The March 7 issue of the New Yorker has a small article by Tad Friend on two innovations in the pen industry (alas, not online - see pp.32-33). The one that caught my eye was on the Canadian novelist Margaret Atwood, and her seemingly new take on the important market of author signings:
Then, Margaret Atwood, the Canadian novelist, announced that she had invented a device that allows an author to remain at home while autographing books in faraway bookstores - a solution to the prennial problem of highbrow writers being mobbed by screaming fans. Her contraption is a kind of two-way video hookup with a robotic pen arm. An author can sit at the kitchen table in her pajamas and make a personalized inscription on an electronic screen, while, in a distant mall, the robotic pen replicates the message on the title page of a fan's propped-up book. Atwood came up with the idea last spring, during an expensive and exhausting three-week publicity tour for her novel "Oryx and Crake." She says that the invention, which will be manufactured by a new company called Unotchit ("You no touch it"), will increase both the safety of the writer-reader interaction - "My germs and my bio-material won't be in the same place as your germs and your bio-material" - and its profundity: "I'm more likely to be gazing deeply into your eyes as I'm signing on the screen."
Atwood seems to have forgotten that for many readers attending author signings, it's not just the "experience" of communicating with the author that is attractive, it is also getting a personalized book that has been touched - meaning signed - by the author. Interpersonal connection requires a bit of proximity and non-verbal communication: businesses invested heavily in video teleconferencing as an economical means to enhance corporate communication, but found that it still pays to have staff go out and meet accounts, shake hands, chat, and make sales calls.
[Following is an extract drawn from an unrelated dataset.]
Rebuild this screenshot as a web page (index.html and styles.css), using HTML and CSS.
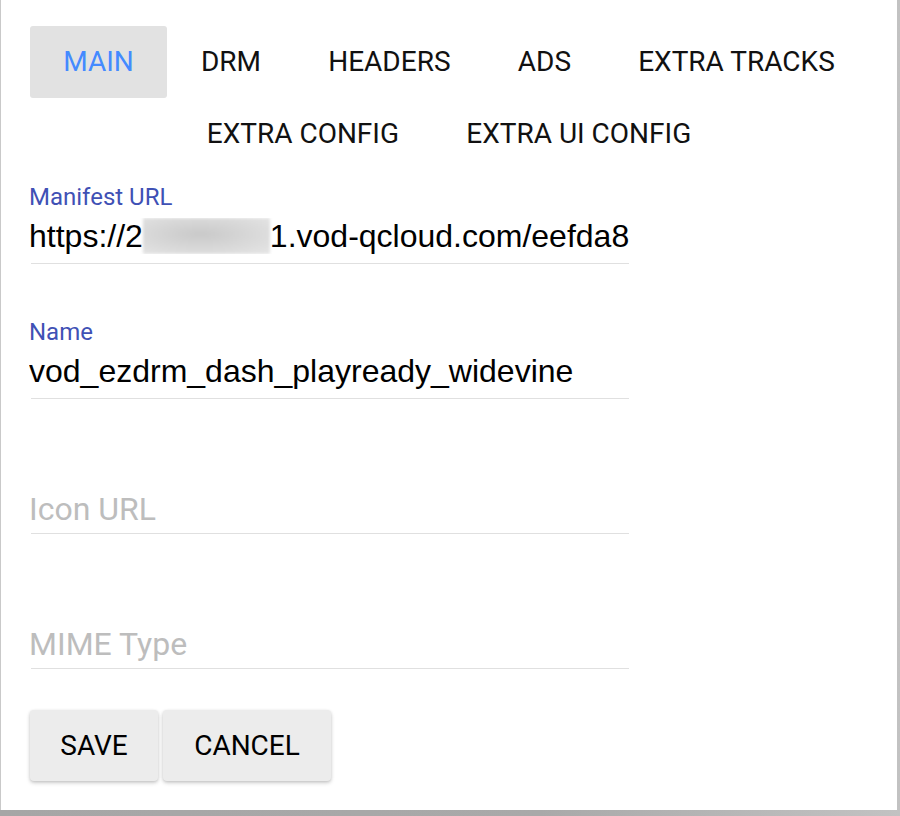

That human touch, especially with physical objects, imparts what anthropologists call "contagious magic," whereby the act of touching an object imparts some "being" or "essence" of an individual in that artifact. Much of the antiques trade is based this concept: the provenance of an antique showing it was owned and used by George Washington makes it much more valuable than a similar antique produced at the same time without such a connection. (And the ideological justification for the Roman Catholic Church hierarchy is the ritual of "laying on of hands" from Jesus, to Peter, to Paul, and all other subsequent popes and church elders.) Atwood can argue about her "bio-material" not touching her books for sale, but it will also lessen the experience for many readers, and potential customers. Perhaps she should rethink why book signings became so popular in the first place, and a critical aspect to most literary marketing campaigns.